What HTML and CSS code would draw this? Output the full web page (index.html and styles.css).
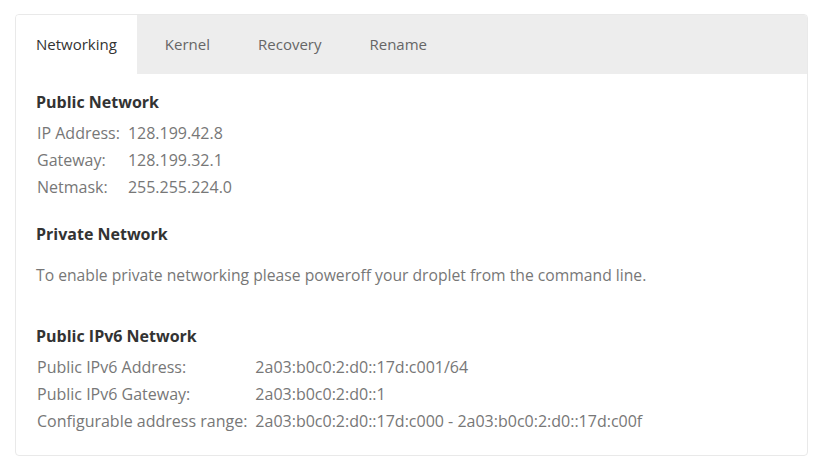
FILE: index.html
```html
<!DOCTYPE html>
<html>
<head>
<meta charset="utf-8">
<link rel="stylesheet" href="styles.css">
</head>
<body>
<div class="card">
  <div class="tabs">
    <div class="tab active">Networking</div>
    <div class="tab">Kernel</div>
    <div class="tab">Recovery</div>
    <div class="tab">Rename</div>
  </div>
  <div class="content">
    <h3 class="heading">Public Network</h3>
    <table class="info">
      <tr><td class="lbl">IP Address:</td><td>128.199.42.8</td></tr>
      <tr><td class="lbl">Gateway:</td><td>128.199.32.1</td></tr>
      <tr><td class="lbl">Netmask:</td><td>255.255.224.0</td></tr>
    </table>
    <h3 class="heading second">Private Network</h3>
    <p class="note">To enable private networking please poweroff your droplet from the command line.</p>
    <h3 class="heading third">Public IPv6 Network</h3>
    <table class="info">
      <tr><td class="lbl">Public IPv6 Address:</td><td>2a03:b0c0:2:d0::17d:c001/64</td></tr>
      <tr><td class="lbl">Public IPv6 Gateway:</td><td>2a03:b0c0:2:d0::1</td></tr>
      <tr><td class="lbl">Configurable address range:</td><td>2a03:b0c0:2:d0::17d:c000 - 2a03:b0c0:2:d0::17d:c00f</td></tr>
    </table>
  </div>
</div>
</body>
</html>
```
FILE: styles.css
```css
* { box-sizing: border-box; }
body {
  margin: 0;
  padding: 14px 14px 0 15px;
  background: #fff;
  font-family: "Open Sans", sans-serif;
  font-size: 16px;
  color: #777;
}
.card {
  width: 793px;
  height: 442px;
  border: 1px solid #e9e9e9;
  border-radius: 4px;
  overflow: hidden;
}
.tabs {
  display: flex;
  height: 59px;
  background: #ededed;
}
.tab {
  padding: 0 20px 2px;
  margin-right: 8px;
  display: flex;
  align-items: center;
  font-size: 15px;
  color: #666;
}
.tab.active {
  background: #fff;
  color: #333;
}
.content {
  padding: 17px 20px 0 20px;
}
.heading {
  margin: 0 0 7px;
  font-size: 16px;
  font-weight: 700;
  color: #333;
  line-height: 22px;
}
.heading.second { margin-top: 22px; }
.heading.third { margin-top: 0; }
.info {
  border-collapse: collapse;
}
.info td {
  padding: 0;
  height: 27px;
  line-height: 27px;
  vertical-align: middle;
}
.info td.lbl { padding-right: 8px; padding-left: 1px; }
.note {
  margin: 19px 0 39px;
  font-size: 15.7px;
  line-height: 22px;
}
```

Written task: Make an exact copy of the data, leaving its pictures out.

Exercise response:
What HTML and CSS code would draw this? Output the full web page (index.html and styles.css).
FILE: index.html
```html
<!DOCTYPE html>
<html>
<head>
<meta charset="utf-8">
<link rel="stylesheet" href="styles.css">
</head>
<body>
<div class="card">
  <div class="tabs">
    <div class="tab active">Networking</div>
    <div class="tab">Kernel</div>
    <div class="tab">Recovery</div>
    <div class="tab">Rename</div>
  </div>
  <div class="content">
    <h3 class="heading">Public Network</h3>
    <table class="info">
      <tr><td class="lbl">IP Address:</td><td>128.199.42.8</td></tr>
      <tr><td class="lbl">Gateway:</td><td>128.199.32.1</td></tr>
      <tr><td class="lbl">Netmask:</td><td>255.255.224.0</td></tr>
    </table>
    <h3 class="heading second">Private Network</h3>
    <p class="note">To enable private networking please poweroff your droplet from the command line.</p>
    <h3 class="heading third">Public IPv6 Network</h3>
    <table class="info">
      <tr><td class="lbl">Public IPv6 Address:</td><td>2a03:b0c0:2:d0::17d:c001/64</td></tr>
      <tr><td class="lbl">Public IPv6 Gateway:</td><td>2a03:b0c0:2:d0::1</td></tr>
      <tr><td class="lbl">Configurable address range:</td><td>2a03:b0c0:2:d0::17d:c000 - 2a03:b0c0:2:d0::17d:c00f</td></tr>
    </table>
  </div>
</div>
</body>
</html>
```
FILE: styles.css
```css
* { box-sizing: border-box; }
body {
  margin: 0;
  padding: 14px 14px 0 15px;
  background: #fff;
  font-family: "Open Sans", sans-serif;
  font-size: 16px;
  color: #777;
}
.card {
  width: 793px;
  height: 442px;
  border: 1px solid #e9e9e9;
  border-radius: 4px;
  overflow: hidden;
}
.tabs {
  display: flex;
  height: 59px;
  background: #ededed;
}
.tab {
  padding: 0 20px 2px;
  margin-right: 8px;
  display: flex;
  align-items: center;
  font-size: 15px;
  color: #666;
}
.tab.active {
  background: #fff;
  color: #333;
}
.content {
  padding: 17px 20px 0 20px;
}
.heading {
  margin: 0 0 7px;
  font-size: 16px;
  font-weight: 700;
  color: #333;
  line-height: 22px;
}
.heading.second { margin-top: 22px; }
.heading.third { margin-top: 0; }
.info {
  border-collapse: collapse;
}
.info td {
  padding: 0;
  height: 27px;
  line-height: 27px;
  vertical-align: middle;
}
.info td.lbl { padding-right: 8px; padding-left: 1px; }
.note {
  margin: 19px 0 39px;
  font-size: 15.7px;
  line-height: 22px;
}
```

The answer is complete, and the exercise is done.